● Task to carry out: Output the full listing below exactly, without the pictures.

● Supplied information:

.....

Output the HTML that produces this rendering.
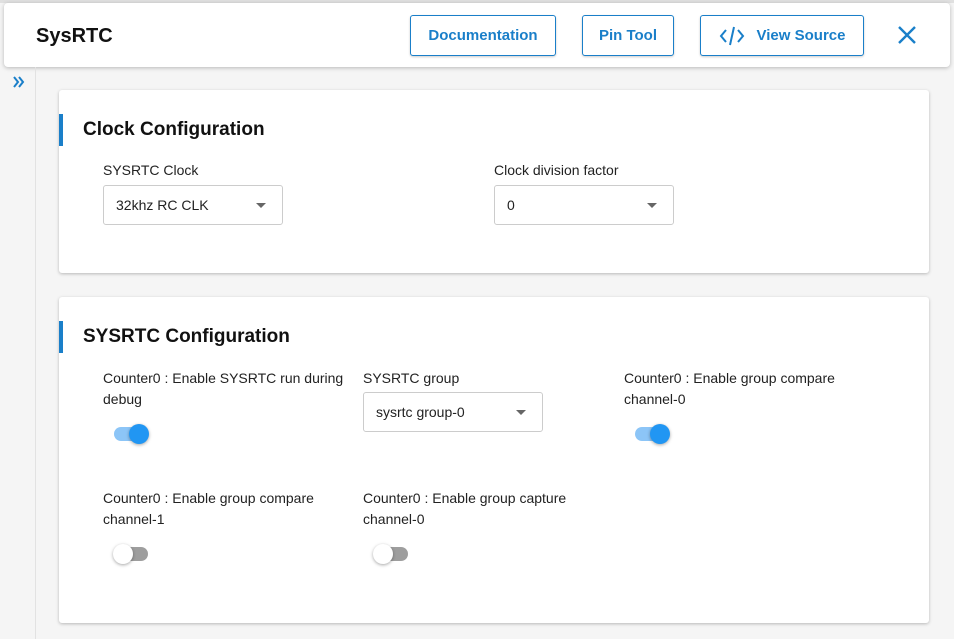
<!DOCTYPE html>
<html><head><meta charset="utf-8"><style>
*{box-sizing:border-box;margin:0;padding:0}
body{width:954px;height:639px;overflow:hidden;background:#f5f5f5;font-family:"Liberation Sans",Arial,sans-serif;color:#222;position:relative}
.abs{position:absolute}
.topline{left:0;top:0;width:954px;height:3px;background:#e0e0e0}
.header{left:4px;top:3px;width:946px;height:64px;background:#fff;border-radius:4px;box-shadow:0 1px 4px rgba(0,0,0,.25)}
.side{left:35px;top:67px;width:1px;height:572px;background:#e2e2e2}
.btn{position:absolute;top:12px;height:41px;border:1.5px solid #1a7fc9;border-radius:3px;color:#1a7fc9;font-size:15px;font-weight:bold;display:flex;align-items:center;justify-content:center;background:#fff;box-shadow:0 1px 2px rgba(0,0,0,.2)}
.card{position:absolute;left:59px;width:870px;background:#fff;border-radius:3px;box-shadow:0 1px 3px rgba(0,0,0,.25)}
.bar{position:absolute;left:0;width:4px;height:32px;background:#1a7fc9}
.title{position:absolute;left:24px;font-size:19px;font-weight:bold;color:#111}
.lbl{position:absolute;font-size:14px;line-height:21px;color:#222}
.sel{position:absolute;width:180px;height:40px;border:1px solid #ccc;border-radius:3px;font-size:14px;padding:11px 0 0 12px;color:#222}
.sel:after{content:"";position:absolute;right:16px;top:17px;border-left:5px solid transparent;border-right:5px solid transparent;border-top:5px solid #666}
.tg{position:absolute;width:34px;height:14px;border-radius:7px}
.tg i{position:absolute;top:-3px;width:20px;height:20px;border-radius:50%;box-shadow:0 1px 3px rgba(0,0,0,.35)}
.on{background:#8cc5f7}.on i{left:15px;background:#2196f3}
.off{background:#9e9e9e}.off i{left:-1px;background:#fff}
</style></head><body>
<div class="abs topline"></div>
<div class="abs header">
<div class="abs" style="left:32px;top:22px;font-size:20px;font-weight:bold;color:#111">SysRTC</div>
<div class="btn" style="left:406px;width:146px">Documentation</div>
<div class="btn" style="left:578px;width:92px">Pin Tool</div>
<div class="btn" style="left:696px;width:164px"><svg width="26" height="22" viewBox="0 0 26 22" style="margin-right:12px"><path d="M7 5 L2 11 L7 17 M19 5 L24 11 L19 17 M15 2 L11 20" stroke="#1a7fc9" stroke-width="2" fill="none"/></svg>View Source</div>
<svg class="abs" style="left:894px;top:23px" width="18" height="18" viewBox="0 0 18 18"><path d="M1 1L17 17M17 1L1 17" stroke="#1a7fc9" stroke-width="2.4"/></svg>
</div>
<div class="abs side"></div>
<svg class="abs" style="left:12px;top:75px" width="14" height="14" viewBox="0 0 14 14"><path d="M2 2L6 7L2 12M7 2L11 7L7 12" stroke="#1a7fc9" stroke-width="2" fill="none"/></svg>

<div class="card" style="top:90px;height:183px">
<div class="bar" style="top:24px"></div>
<div class="title" style="top:29px">Clock Configuration</div>
<div class="lbl" style="left:44px;top:70px">SYSRTC Clock</div>
<div class="sel" style="left:44px;top:95px">32khz RC CLK</div>
<div class="lbl" style="left:435px;top:70px">Clock division factor</div>
<div class="sel" style="left:435px;top:95px">0</div>
</div>

<div class="card" style="top:297px;height:326px">
<div class="bar" style="top:24px"></div>
<div class="title" style="top:29px">SYSRTC Configuration</div>
<div class="lbl" style="left:44px;top:71px">Counter0 : Enable SYSRTC run during<br>debug</div>
<div class="tg on" style="left:55px;top:130px"><i></i></div>
<div class="lbl" style="left:304px;top:71px">SYSRTC group</div>
<div class="sel" style="left:304px;top:95px">sysrtc group-0</div>
<div class="lbl" style="left:565px;top:71px">Counter0 : Enable group compare<br>channel-0</div>
<div class="tg on" style="left:576px;top:130px"><i></i></div>
<div class="lbl" style="left:44px;top:191px">Counter0 : Enable group compare<br>channel-1</div>
<div class="tg off" style="left:55px;top:250px"><i></i></div>
<div class="lbl" style="left:304px;top:191px">Counter0 : Enable group capture<br>channel-0</div>
<div class="tg off" style="left:315px;top:250px"><i></i></div>
</div>
</body></html>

.....

● Result for this exercise:
Output the HTML that produces this rendering.
<!DOCTYPE html>
<html><head><meta charset="utf-8"><style>
*{box-sizing:border-box;margin:0;padding:0}
body{width:954px;height:639px;overflow:hidden;background:#f5f5f5;font-family:"Liberation Sans",Arial,sans-serif;color:#222;position:relative}
.abs{position:absolute}
.topline{left:0;top:0;width:954px;height:3px;background:#e0e0e0}
.header{left:4px;top:3px;width:946px;height:64px;background:#fff;border-radius:4px;box-shadow:0 1px 4px rgba(0,0,0,.25)}
.side{left:35px;top:67px;width:1px;height:572px;background:#e2e2e2}
.btn{position:absolute;top:12px;height:41px;border:1.5px solid #1a7fc9;border-radius:3px;color:#1a7fc9;font-size:15px;font-weight:bold;display:flex;align-items:center;justify-content:center;background:#fff;box-shadow:0 1px 2px rgba(0,0,0,.2)}
.card{position:absolute;left:59px;width:870px;background:#fff;border-radius:3px;box-shadow:0 1px 3px rgba(0,0,0,.25)}
.bar{position:absolute;left:0;width:4px;height:32px;background:#1a7fc9}
.title{position:absolute;left:24px;font-size:19px;font-weight:bold;color:#111}
.lbl{position:absolute;font-size:14px;line-height:21px;color:#222}
.sel{position:absolute;width:180px;height:40px;border:1px solid #ccc;border-radius:3px;font-size:14px;padding:11px 0 0 12px;color:#222}
.sel:after{content:"";position:absolute;right:16px;top:17px;border-left:5px solid transparent;border-right:5px solid transparent;border-top:5px solid #666}
.tg{position:absolute;width:34px;height:14px;border-radius:7px}
.tg i{position:absolute;top:-3px;width:20px;height:20px;border-radius:50%;box-shadow:0 1px 3px rgba(0,0,0,.35)}
.on{background:#8cc5f7}.on i{left:15px;background:#2196f3}
.off{background:#9e9e9e}.off i{left:-1px;background:#fff}
</style></head><body>
<div class="abs topline"></div>
<div class="abs header">
<div class="abs" style="left:32px;top:22px;font-size:20px;font-weight:bold;color:#111">SysRTC</div>
<div class="btn" style="left:406px;width:146px">Documentation</div>
<div class="btn" style="left:578px;width:92px">Pin Tool</div>
<div class="btn" style="left:696px;width:164px"><svg width="26" height="22" viewBox="0 0 26 22" style="margin-right:12px"><path d="M7 5 L2 11 L7 17 M19 5 L24 11 L19 17 M15 2 L11 20" stroke="#1a7fc9" stroke-width="2" fill="none"/></svg>View Source</div>
<svg class="abs" style="left:894px;top:23px" width="18" height="18" viewBox="0 0 18 18"><path d="M1 1L17 17M17 1L1 17" stroke="#1a7fc9" stroke-width="2.4"/></svg>
</div>
<div class="abs side"></div>
<svg class="abs" style="left:12px;top:75px" width="14" height="14" viewBox="0 0 14 14"><path d="M2 2L6 7L2 12M7 2L11 7L7 12" stroke="#1a7fc9" stroke-width="2" fill="none"/></svg>

<div class="card" style="top:90px;height:183px">
<div class="bar" style="top:24px"></div>
<div class="title" style="top:29px">Clock Configuration</div>
<div class="lbl" style="left:44px;top:70px">SYSRTC Clock</div>
<div class="sel" style="left:44px;top:95px">32khz RC CLK</div>
<div class="lbl" style="left:435px;top:70px">Clock division factor</div>
<div class="sel" style="left:435px;top:95px">0</div>
</div>

<div class="card" style="top:297px;height:326px">
<div class="bar" style="top:24px"></div>
<div class="title" style="top:29px">SYSRTC Configuration</div>
<div class="lbl" style="left:44px;top:71px">Counter0 : Enable SYSRTC run during<br>debug</div>
<div class="tg on" style="left:55px;top:130px"><i></i></div>
<div class="lbl" style="left:304px;top:71px">SYSRTC group</div>
<div class="sel" style="left:304px;top:95px">sysrtc group-0</div>
<div class="lbl" style="left:565px;top:71px">Counter0 : Enable group compare<br>channel-0</div>
<div class="tg on" style="left:576px;top:130px"><i></i></div>
<div class="lbl" style="left:44px;top:191px">Counter0 : Enable group compare<br>channel-1</div>
<div class="tg off" style="left:55px;top:250px"><i></i></div>
<div class="lbl" style="left:304px;top:191px">Counter0 : Enable group capture<br>channel-0</div>
<div class="tg off" style="left:315px;top:250px"><i></i></div>
</div>
</body></html>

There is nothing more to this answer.